SOURCE DATA:
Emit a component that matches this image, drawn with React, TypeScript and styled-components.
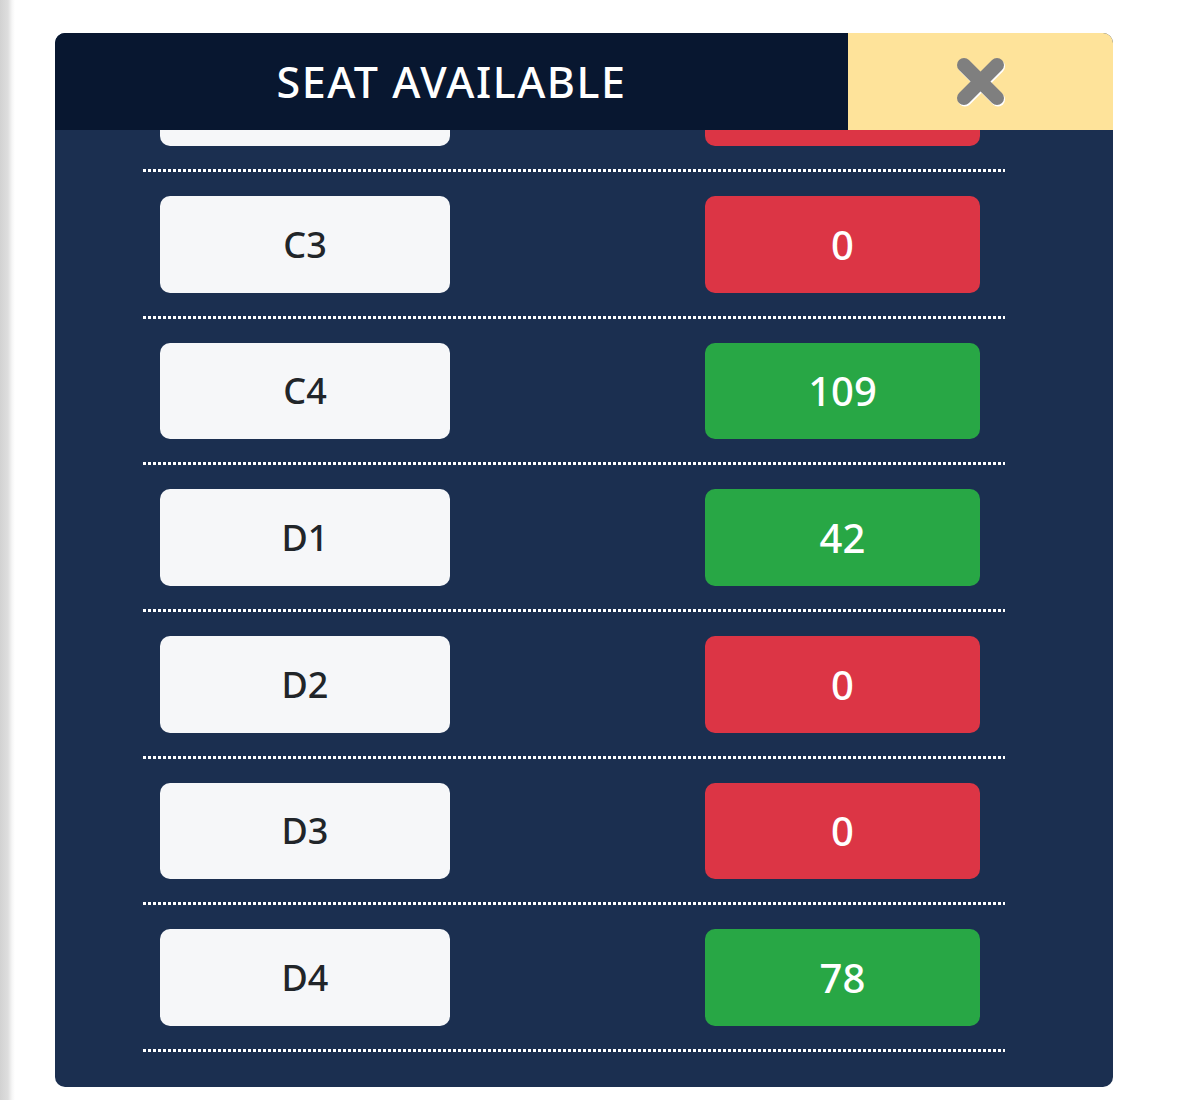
import React, { useLayoutEffect, useRef } from 'react'
import styled, { createGlobalStyle } from 'styled-components'

const GlobalStyle = createGlobalStyle`
  html, body {
    margin: 0;
    padding: 0;
  }
  body {
    font-family: 'Noto Sans', 'Open Sans', sans-serif;
    background: linear-gradient(to right, #d2d2d2 0, #dedede 8px, #f6f6f6 12px, #ffffff 15px);
    min-height: 1100px;
  }
`

interface Seat {
  zone: string
  available: number
}

const seats: Seat[] = [
  { zone: 'B4', available: 0 },
  { zone: 'C1', available: 0 },
  { zone: 'C2', available: 0 },
  { zone: 'C3', available: 0 },
  { zone: 'C4', available: 109 },
  { zone: 'D1', available: 42 },
  { zone: 'D2', available: 0 },
  { zone: 'D3', available: 0 },
  { zone: 'D4', available: 78 },
]

const Page = styled.div`
  padding: 33px 0 0 55px;
`

const Modal = styled.div`
  width: 1058px;
  height: 1054px;
  border-radius: 10px;
  overflow: hidden;
  background: #1b2f50;
  display: flex;
  flex-direction: column;
`

const Header = styled.div`
  display: flex;
  height: 97px;
  flex: 0 0 auto;
`

const Title = styled.div`
  flex: 1 1 auto;
  background: #081730;
  color: #ffffff;
  font-size: 43px;
  font-weight: 500;
  letter-spacing: 1.5px;
  display: flex;
  align-items: center;
  justify-content: center;
`

const CloseButton = styled.button`
  width: 265px;
  flex: 0 0 auto;
  border: none;
  padding: 0;
  background: #fee39a;
  display: flex;
  align-items: center;
  justify-content: center;
  cursor: pointer;
`

const Body = styled.div`
  flex: 1 1 auto;
  overflow-y: auto;
  scrollbar-width: none;
  padding: 0 108px 35px 88px;
  &::-webkit-scrollbar {
    display: none;
  }
`

const Row = styled.div`
  display: flex;
  justify-content: space-between;
  padding: 24px 25px 26px 17px;
  background: repeating-linear-gradient(to right, #ffffff 0 3px, transparent 3px 5px) left bottom / 100% 3px no-repeat;
`

const Box = styled.div`
  height: 96.67px;
  border-radius: 10px;
  display: flex;
  align-items: center;
  justify-content: center;
`

const ZoneBox = styled(Box)`
  width: 290px;
  background: #f6f7f9;
  color: #212529;
  font-size: 36px;
  font-weight: 500;
`

const CountBox = styled(Box)<{ $empty: boolean }>`
  width: 275px;
  background: ${(p) => (p.$empty ? '#dc3545' : '#28a745')};
  color: #ffffff;
  font-size: 40px;
  font-weight: 500;
`

const CloseIcon = () => (
  <svg width="54" height="54" viewBox="0 0 54 54">
    <g strokeLinecap="round" strokeWidth="14">
      <line x1="10" y1="10" x2="43" y2="43" stroke="#ffffff" transform="translate(1 1.5)" />
      <line x1="43" y1="10" x2="10" y2="43" stroke="#ffffff" transform="translate(1 1.5)" />
      <line x1="10" y1="10" x2="43" y2="43" stroke="#7f7f7f" />
      <line x1="43" y1="10" x2="10" y2="43" stroke="#7f7f7f" />
    </g>
  </svg>
)

export default function App() {
  const bodyRef = useRef<HTMLDivElement>(null)

  useLayoutEffect(() => {
    // list shown scrolled to the end
    if (bodyRef.current) {
      bodyRef.current.scrollTop = bodyRef.current.scrollHeight
    }
  }, [])

  return (
    <>
      <GlobalStyle />
      <Page>
        <Modal>
          <Header>
            <Title>SEAT AVAILABLE</Title>
            <CloseButton aria-label="close">
              <CloseIcon />
            </CloseButton>
          </Header>
          <Body ref={bodyRef}>
            {seats.map((s) => (
              <Row key={s.zone}>
                <ZoneBox>{s.zone}</ZoneBox>
                <CountBox $empty={s.available === 0}>{s.available}</CountBox>
              </Row>
            ))}
          </Body>
        </Modal>
      </Page>
    </>
  )
}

WHAT YOU HAVE TO DO:
Reproduce the full material exactly, excluding the pictures.

THE RESPONSE:
Emit a component that matches this image, drawn with React, TypeScript and styled-components.
import React, { useLayoutEffect, useRef } from 'react'
import styled, { createGlobalStyle } from 'styled-components'

const GlobalStyle = createGlobalStyle`
  html, body {
    margin: 0;
    padding: 0;
  }
  body {
    font-family: 'Noto Sans', 'Open Sans', sans-serif;
    background: linear-gradient(to right, #d2d2d2 0, #dedede 8px, #f6f6f6 12px, #ffffff 15px);
    min-height: 1100px;
  }
`

interface Seat {
  zone: string
  available: number
}

const seats: Seat[] = [
  { zone: 'B4', available: 0 },
  { zone: 'C1', available: 0 },
  { zone: 'C2', available: 0 },
  { zone: 'C3', available: 0 },
  { zone: 'C4', available: 109 },
  { zone: 'D1', available: 42 },
  { zone: 'D2', available: 0 },
  { zone: 'D3', available: 0 },
  { zone: 'D4', available: 78 },
]

const Page = styled.div`
  padding: 33px 0 0 55px;
`

const Modal = styled.div`
  width: 1058px;
  height: 1054px;
  border-radius: 10px;
  overflow: hidden;
  background: #1b2f50;
  display: flex;
  flex-direction: column;
`

const Header = styled.div`
  display: flex;
  height: 97px;
  flex: 0 0 auto;
`

const Title = styled.div`
  flex: 1 1 auto;
  background: #081730;
  color: #ffffff;
  font-size: 43px;
  font-weight: 500;
  letter-spacing: 1.5px;
  display: flex;
  align-items: center;
  justify-content: center;
`

const CloseButton = styled.button`
  width: 265px;
  flex: 0 0 auto;
  border: none;
  padding: 0;
  background: #fee39a;
  display: flex;
  align-items: center;
  justify-content: center;
  cursor: pointer;
`

const Body = styled.div`
  flex: 1 1 auto;
  overflow-y: auto;
  scrollbar-width: none;
  padding: 0 108px 35px 88px;
  &::-webkit-scrollbar {
    display: none;
  }
`

const Row = styled.div`
  display: flex;
  justify-content: space-between;
  padding: 24px 25px 26px 17px;
  background: repeating-linear-gradient(to right, #ffffff 0 3px, transparent 3px 5px) left bottom / 100% 3px no-repeat;
`

const Box = styled.div`
  height: 96.67px;
  border-radius: 10px;
  display: flex;
  align-items: center;
  justify-content: center;
`

const ZoneBox = styled(Box)`
  width: 290px;
  background: #f6f7f9;
  color: #212529;
  font-size: 36px;
  font-weight: 500;
`

const CountBox = styled(Box)<{ $empty: boolean }>`
  width: 275px;
  background: ${(p) => (p.$empty ? '#dc3545' : '#28a745')};
  color: #ffffff;
  font-size: 40px;
  font-weight: 500;
`

const CloseIcon = () => (
  <svg width="54" height="54" viewBox="0 0 54 54">
    <g strokeLinecap="round" strokeWidth="14">
      <line x1="10" y1="10" x2="43" y2="43" stroke="#ffffff" transform="translate(1 1.5)" />
      <line x1="43" y1="10" x2="10" y2="43" stroke="#ffffff" transform="translate(1 1.5)" />
      <line x1="10" y1="10" x2="43" y2="43" stroke="#7f7f7f" />
      <line x1="43" y1="10" x2="10" y2="43" stroke="#7f7f7f" />
    </g>
  </svg>
)

export default function App() {
  const bodyRef = useRef<HTMLDivElement>(null)

  useLayoutEffect(() => {
    // list shown scrolled to the end
    if (bodyRef.current) {
      bodyRef.current.scrollTop = bodyRef.current.scrollHeight
    }
  }, [])

  return (
    <>
      <GlobalStyle />
      <Page>
        <Modal>
          <Header>
            <Title>SEAT AVAILABLE</Title>
            <CloseButton aria-label="close">
              <CloseIcon />
            </CloseButton>
          </Header>
          <Body ref={bodyRef}>
            {seats.map((s) => (
              <Row key={s.zone}>
                <ZoneBox>{s.zone}</ZoneBox>
                <CountBox $empty={s.available === 0}>{s.available}</CountBox>
              </Row>
            ))}
          </Body>
        </Modal>
      </Page>
    </>
  )
}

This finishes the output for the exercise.